Choose a resistance band based on your fitness level. Resistance bands are color-coded in a variety of tensions. Yellow has the least resistance, red and green provide a medium level of resistance and blue and black offer the most resistance. Start with blue or black if you are a beginner. Gradually progress to the lighter resistance bands as you become stronger.
Loop both ends of the resistance band around the bar, and tie each in a secure knot. Test the band to make sure it is secure by pulling it down.
Place the center of your dominant foot into the bottom of the band. Slightly bend your nonworking leg and cross it behind the dominant leg.

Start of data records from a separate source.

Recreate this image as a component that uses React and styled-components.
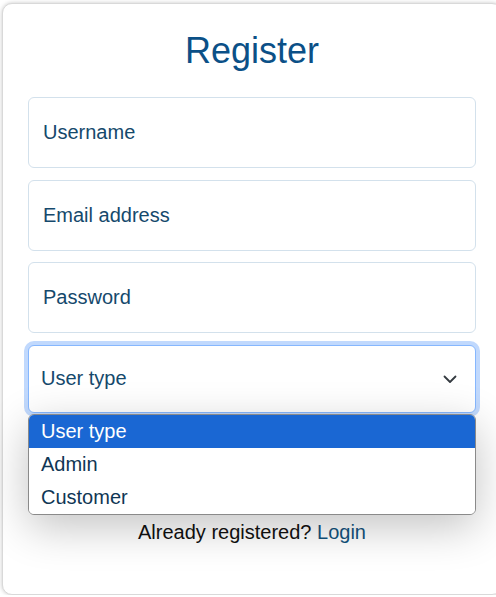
import styled, { createGlobalStyle } from 'styled-components'

const GlobalStyle = createGlobalStyle`
  html, body {
    margin: 0;
    padding: 0;
    background: #ffffff;
    overflow: hidden;
    font-family: "Liberation Sans", Arial, sans-serif;
  }
  * {
    box-sizing: border-box;
  }
`;

const options = ["User type", "Admin", "Customer"];

function App() {
  return (
    <>
      <GlobalStyle />
      <Card>
        <Title>Register</Title>
        <Form>
          <Field type="text" placeholder="Username" />
          <Field type="email" placeholder="Email address" />
          <Field type="password" placeholder="Password" />
          <SelectWrap>
            <SelectBox>
              <span>User type</span>
              <svg width="16" height="16" viewBox="0 0 16 16">
                <path
                  d="M2.5 5.5 8 11l5.5-5.5"
                  fill="none"
                  stroke="#343a40"
                  strokeWidth="1.8"
                  strokeLinecap="round"
                  strokeLinejoin="round"
                />
              </svg>
            </SelectBox>
            <Menu>
              {options.map((o, i) => (
                <Option key={o} active={i === 0}>
                  {o}
                </Option>
              ))}
            </Menu>
          </SelectWrap>
          <SubmitButton>Register</SubmitButton>
        </Form>
        <Footer>
          Already registered? <LoginLink href="#">Login</LoginLink>
        </Footer>
      </Card>
    </>
  );
}

export default App

const Card = styled.div`
  margin: 3px 0 0 2px;
  width: 500px;
  height: 592px;
  padding: 25px 25px 0;
  background: #fff;
  border: 1px solid #d9d9d9;
  border-radius: 10px;
  box-shadow: 0 0 4px rgba(0, 0, 0, 0.22);
`;

const Title = styled.h1`
  margin: 0;
  text-align: center;
  font-size: 36px;
  line-height: 43px;
  font-weight: 400;
  color: #0b5087;
`;

const Form = styled.div`
  margin-top: 25px;
  display: flex;
  flex-direction: column;
  gap: 11.67px;
`;

const Field = styled.input`
  width: 100%;
  height: 71px;
  padding: 0 14px;
  border: 1px solid #d3e1ec;
  border-radius: 6px;
  font-family: inherit;
  font-size: 20px;
  color: #15496c;
  outline: none;

  &::placeholder {
    color: #15496c;
  }
`;

const SelectWrap = styled.div`
  position: relative;
  z-index: 2;
`;

const SelectBox = styled.div`
  height: 68px;
  display: flex;
  align-items: center;
  justify-content: space-between;
  padding: 0 17px 0 12px;
  border: 1px solid #86b7fe;
  border-radius: 6px;
  box-shadow: 0 0 0 4px #c1d9fd;
  font-size: 20px;
  color: #15496c;
  background: #fff;

  svg {
    margin-top: 1px;
  }
`;

const Menu = styled.div`
  position: absolute;
  top: calc(100% + 1px);
  left: 0;
  right: 0;
  background: #fff;
  border: 1px solid #8a8a8a;
  border-radius: 6px;
  overflow: hidden;
  box-shadow: 0 12px 44px rgba(0, 0, 0, 0.24);
`;

const Option = styled.div`
  height: 33px;
  display: flex;
  align-items: center;
  padding: 0 12px;
  font-size: 20px;
  color: ${(props) => (props.active ? "#ffffff" : "#0f3654")};
  background: ${(props) => (props.active ? "#1a67d3" : "#ffffff")};
`;

const SubmitButton = styled.button`
  margin-top: 12px;
  height: 56px;
  border: none;
  border-radius: 6px;
  background: #1a67d3;
  color: #fff;
  font-family: inherit;
  font-size: 20px;
`;

const Footer = styled.p`
  margin: 24px 0 0;
  text-align: center;
  font-size: 20px;
  line-height: 30px;
  color: #111;
`;

const LoginLink = styled.a`
  color: #13537e;
  text-decoration: none;
`;
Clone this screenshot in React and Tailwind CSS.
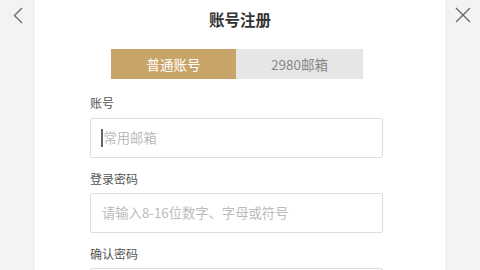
export default function App() {
  const font = { fontFamily: '"Noto Sans CJK SC", "Noto Sans", sans-serif' }
  return (
    <div className="flex h-[270px] w-[480px] overflow-hidden bg-white" style={font}>
      {/* 左侧栏 */}
      <div className="flex w-[35px] shrink-0 justify-center bg-[#f3f3f2] pt-[7px]">
        <svg width="12" height="17" viewBox="0 0 12 17" fill="none">
          <path d="M10 1 L2.5 8.5 L10 16" stroke="#666" strokeWidth="1.3" />
        </svg>
      </div>

      {/* 主体 */}
      <div className="flex flex-1 flex-col">
        <div className="pt-[7px] text-center text-[15.5px] font-bold leading-[24px] text-[#333]">账号注册</div>

        <div className="mt-[18px] ml-[76px] flex">
          <div className="flex h-[30px] w-[125px] items-center justify-center bg-[#c9a468] text-[13.5px] text-white">普通账号</div>
          <div className="flex h-[30px] w-[127px] items-center justify-center bg-[#e6e6e6] text-[13.5px] text-[#888]">2980邮箱</div>
        </div>

        <div className="pl-[55px] pr-[62px]">
          <div className="mt-[15px] text-[12px] leading-[18px] text-[#555]">账号</div>
          <div className="mt-[6px] flex h-[40px] items-center rounded-[2px] border border-[#dedede] px-[10px]">
            <span className="mr-[1px] h-[18px] w-[1.5px] bg-[#666]" />
            <span className="text-[13.3px] text-[#bbb]">常用邮箱</span>
          </div>

          <div className="mt-[12px] text-[12px] leading-[18px] text-[#555]">登录密码</div>
          <div className="mt-[5px] flex h-[40px] items-center rounded-[2px] border border-[#dedede] px-[11px]">
            <span className="text-[13.3px] text-[#bbb]">请输入8-16位数字、字母或符号</span>
          </div>

          <div className="mt-[12px] text-[12px] leading-[18px] text-[#555]">确认密码</div>
          <div className="mt-[5px] flex h-[40px] items-center rounded-[2px] border border-[#dedede] px-[11px]" />
        </div>
      </div>

      {/* 右侧栏 */}
      <div className="flex w-[35px] shrink-0 justify-center bg-[#f3f3f2] pt-[7px]">
        <svg width="16" height="16" viewBox="0 0 16 16" fill="none">
          <path d="M1 1 L15 15 M15 1 L1 15" stroke="#666" strokeWidth="1.3" />
        </svg>
      </div>
    </div>
  )
}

Take hold of the pullup bar with an overhand grip, hands separated slightly wider than shoulder width. Stand on a chair or exercise box if you are not able to reach the bar. Slide your shoulder blades down your back and engage your abdominal muscles. Brace your glutes and pelvis so that your body stays stable and rigid throughout the exercise.
Pull your chin up toward the bar as your elbows bend and point toward the floor. Aim to have your chin clear the bar.
Lower your body gradually, straightening your arms to return to starting position. Use the momentum of the band to immediately perform the next repetitions. Aim to complete five to eight reps.
Engage your core to stabilize your body throughout the exercise.
Make sure the middle of your foot is securely placed on the bottom of the band to avoid slipping. Wear athletic shoes; the tread can help to grip the band. Avoid performing the exercise in bare feet. Consult with a physician before starting a new or expanding an existing fitness program. Avoid performing pullups if you have any back, shoulder or arm injuries.